Enfin, Giulia Boetto, directrice de recherche CNRS et directrice du Centre Camille Jullian, nous présente une autre facette des richesses océaniques : le patrimoine reposant au fond des mers.  Une partie importante des fouilles de l’unité qu’elle dirige se déroule en milieux aquatiques ou subaquatiques. Ces explorations, les traces du passé qu’elles permettent de mettre à jour, constituent des témoignages aussi bien sur les cargaisons des bateaux elles-mêmes que sur les matériaux et techniques utilisés pour la construction des embarcations. Autrement dit, ce qui se passe dans l’océan concerne encore une fois bien au-delà de l’océan en lui-même.

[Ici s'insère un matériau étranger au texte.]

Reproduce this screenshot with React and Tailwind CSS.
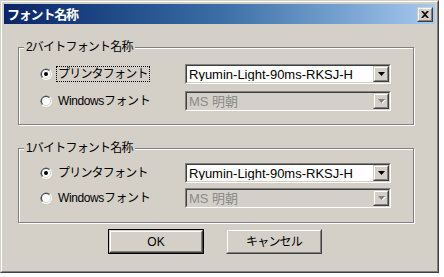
import React from "react";

const FONT = { fontFamily: '"Liberation Sans", "Noto Sans CJK JP", sans-serif' };

function Radio({ checked }) {
  return (
    <svg width="12" height="12" viewBox="0 0 12 12" className="shrink-0">
      <circle cx="6" cy="6" r="6" fill="#fff" />
      <path d="M1.76 10.24 A6 6 0 0 1 10.24 1.76 Z" fill="#808080" />
      <circle cx="6" cy="6" r="5" fill="#d4d0c8" />
      <path d="M2.46 9.54 A5 5 0 0 1 9.54 2.46 Z" fill="#404040" />
      <circle cx="6" cy="6" r="4" fill="#fff" />
      {checked && <circle cx="6" cy="6" r="2" fill="#000" />}
    </svg>
  );
}

function Raised({ className = "", children }) {
  return (
    <div className={"shrink-0 border border-t-[#d4d0c8] border-l-[#d4d0c8] border-b-[#404040] border-r-[#404040] " + className}>
      <div className="w-full h-full border border-t-white border-l-white border-b-[#808080] border-r-[#808080] bg-[#d4d0c8] flex items-center justify-center">
        {children}
      </div>
    </div>
  );
}

function Combo({ text, disabled }) {
  return (
    <div className="shrink-0 w-[206px] h-[20px] border border-t-[#808080] border-l-[#808080] border-b-white border-r-white">
      <div className={"w-full h-full border border-t-[#404040] border-l-[#404040] border-b-[#d4d0c8] border-r-[#d4d0c8] flex items-center " + (disabled ? "bg-[#d4d0c8]" : "bg-white")}>
        <span className={"flex-1 min-w-0 pl-[2px] text-[13px] leading-none whitespace-nowrap overflow-hidden " + (disabled ? "text-[#8a8a8a]" : "text-black")}>{text}</span>
        <Raised className="w-[16px] h-[16px]">
          <svg width="7" height="4" viewBox="0 0 7 4" overflow="visible">
            {disabled && <path d="M1 1 H8 L4.5 4.5 Z" fill="#fff" />}
            <path d="M0 0 H7 L3.5 4 Z" fill={disabled ? "#808080" : "#000"} />
          </svg>
        </Raised>
      </div>
    </div>
  );
}

function Group({ title, focus, className = "", rowsClass }) {
  return (
    <div className={"relative w-[396px] border border-[#808080] shadow-[inset_1px_1px_0_#fff,1px_1px_0_#fff] " + className}>
      <span className="absolute left-[5px] top-[-8px] bg-[#d4d0c8] px-[2px] text-[12px] leading-[14px] tracking-[-0.8px] text-black">{title}</span>
      <div className={"flex flex-col pl-[21px] " + rowsClass}>
        <div className="flex items-center h-[20px]">
          <Radio checked />
          <div className="w-[128px] shrink-0 ml-[5px] flex">
            <span className={"px-[1px] text-[12px] leading-[14px] tracking-[-0.8px] " + (focus ? "outline outline-1 outline-dotted outline-black" : "")}>プリンタフォント</span>
          </div>
          <Combo text="Ryumin-Light-90ms-RKSJ-H" />
        </div>
        <div className="flex items-center h-[20px]">
          <Radio />
          <div className="w-[128px] shrink-0 ml-[5px] flex">
            <span className="px-[1px] text-[12px] leading-[14px] tracking-[-0.4px]">Windowsフォント</span>
          </div>
          <Combo text="MS 明朝" disabled />
        </div>
      </div>
    </div>
  );
}

export default function App() {
  return (
    <div className="w-[444px] h-[277px] bg-white">
      <div style={FONT} className="w-[439px] h-[273px] border border-t-[#d4d0c8] border-l-[#d4d0c8] border-b-[#404040] border-r-[#404040] bg-[#d4d0c8]">
        <div className="w-full h-full border border-t-white border-l-white border-b-[#808080] border-r-[#808080] p-[2px] flex flex-col">
          <div className="h-[20px] flex items-center justify-between pl-[3px] pr-[2px] bg-gradient-to-r from-[#0a246a] via-[#3a6ea5] to-[#a6caf0]">
            <span className="text-white font-bold text-[13px] leading-none tracking-[-1.2px]">フォント名称</span>
            <Raised className="w-[16px] h-[15px]">
              <svg width="8" height="7" viewBox="0 0 8 7">
                <path d="M0 0 H2 L4 2 L6 0 H8 L5 3.5 L8 7 H6 L4 5 L2 7 H0 L3 3.5 Z" fill="#000" />
              </svg>
            </Raised>
          </div>
          <div className="flex flex-col pl-[14px] pt-[23px]">
            <Group title="2バイトフォント名称" focus className="h-[78px]" rowsClass="pt-[16px] gap-[7px]" />
            <Group title="1バイトフォント名称" className="h-[75px] mt-[23px]" rowsClass="pt-[14px] gap-[5px]" />
            <div className="flex gap-[22px] mt-[6px] pl-[90px]">
              <div className="w-[96px] h-[25px] border border-black">
                <Raised className="w-full h-full">
                  <span className="text-[12px] leading-none">OK</span>
                </Raised>
              </div>
              <Raised className="w-[96px] h-[25px]">
                <span className="text-[12px] leading-none tracking-[-0.8px]">キャンセル</span>
              </Raised>
            </div>
          </div>
        </div>
      </div>
    </div>
  );
}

Géographes, juristes, politistes, archéologues, nous éclairent, entre autres, sur les horizons et profondeurs océaniques. Nous pourrions évoquer les travaux des anthropologues — Alix Levain, chargée de recherche CNRS au sein du laboratoire Aménagement des usages des ressources et des espaces maritimes et littoraux (AMURE), le fait dans le cadre de la présentation du GDR OMER1 ; des philosophes – par exemple Roberto Casati et sa philosophie de la mer ou à des historiennes. Nous aurions aussi pu parler des chercheurs et chercheuses de sciences humaines et sociales qui se connectent avec leurs collègues des autres sciences pour travailler en interdisciplinarité. Qu’elles soient seules ou accompagnées, et comme les porteurs de l’axe POETE du GDR OMER le soulignent, nos communautés se mobilisent fortement autour de ces espaces océaniques. L’InSHS entend accompagner et soutenir cet élan, tant l’habitabilité de la planète repose en grande partie sur la capacité de nos sociétés à les préserver, voire à les restaurer.